Budget workshop #1 showed the district used a demographer projection of 14,131 and an ADA assumption of 13,141, reported current enrollment slightly lower than projection, and presented long‑term funding context including basic‑allotment trends, ESSER phase‑out, copper‑pennies mechanics and recapture implications for local tax policy.

At its Dec. 1 workshop, Georgetown ISD’s finance team walked trustees through the first of five budget workshops for the 2026–27 budget cycle, giving an enrollment snapshot, a budget calendar and a primer on long‑term state funding mechanics that will shape local choices on pay and taxes.

Speaker 6 opened the budget portion by noting the demographer’s projection of 14,131 students (the figure used for the district’s budget assumptions) and an average‑daily‑attendance (ADA) budget assumption of 13,141. Staff reported the district’s current enrollment at roughly 14,013 students, which staff said is 118 students below the projection; ADA was reported slightly lower than budget.

Speaker 8, the district finance lead, framed the bigger picture: over multiple biennia the basic allotment per WADA has not kept pace with inflation in real terms, and the federal ESSER (COVID) funds that temporarily bolstered budgets are largely gone. He illustrated how nominal increases can mask real declines once inflation is applied and said that payroll comprises the district’s largest expense (about 88 percent of cost is people, he said).

Trustees pressed the tradeoffs that follow from the funding picture.
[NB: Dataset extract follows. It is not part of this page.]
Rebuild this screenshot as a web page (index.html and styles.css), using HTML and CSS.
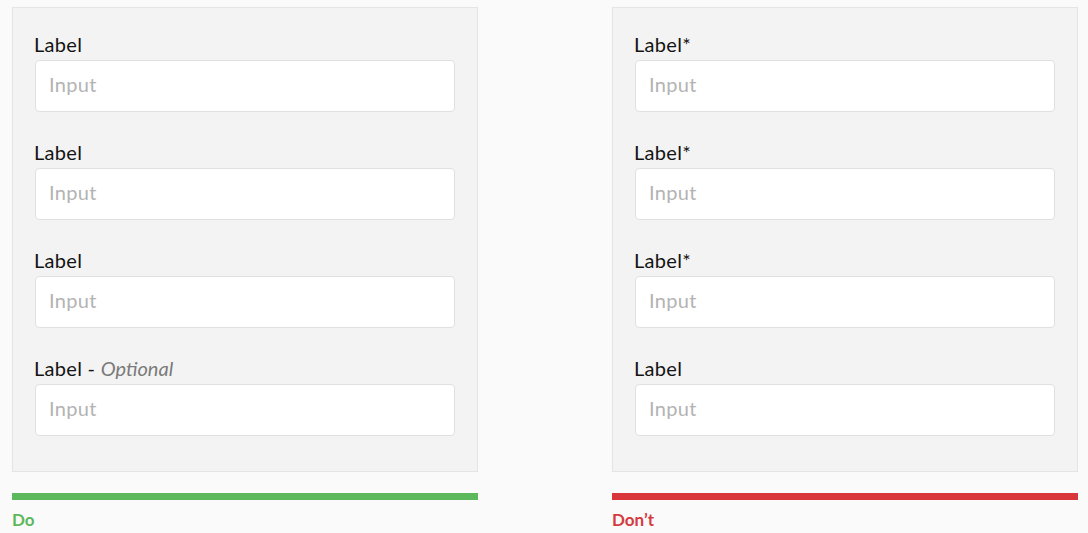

Speaker 8 explained property‑tax options and terminology used by the state: the compressed M&O rate required to receive the basic allotment, "golden pennies" (an 8¢ portion every district can levy that is not subject to recapture), and "copper pennies" (additional voter‑approved pennies subject to local election) that generate local revenue but can increase state recapture exposure. "Each penny is worth $900,000," Speaker 8 said in his model for Georgetown; trustees asked staff for scenarios showing how much additional recurring payroll each penny could support.

The finance presentation also covered debt service, hold‑harmless payments tied to homestead‑exemption changes, and the mechanics of defeasance/refunding options. Trustees discussed that lowering the tax rate now can reduce taxpayer burden in the short term but may increase interest costs and overall long‑term payments if it lengthens financing. Speaker 8 said staff will provide scenario modeling in February, including options for pay‑raise scenarios, market adjustments and the fiscal impact of opening two new campuses next year.

What’s next: Staff will return in February with numeric scenarios for wages (e.g., market adjustments and 2 percent examples), the 2026–27 draft budget numbers, and modeled impacts of potential tax‑rate choices and route/transportation options.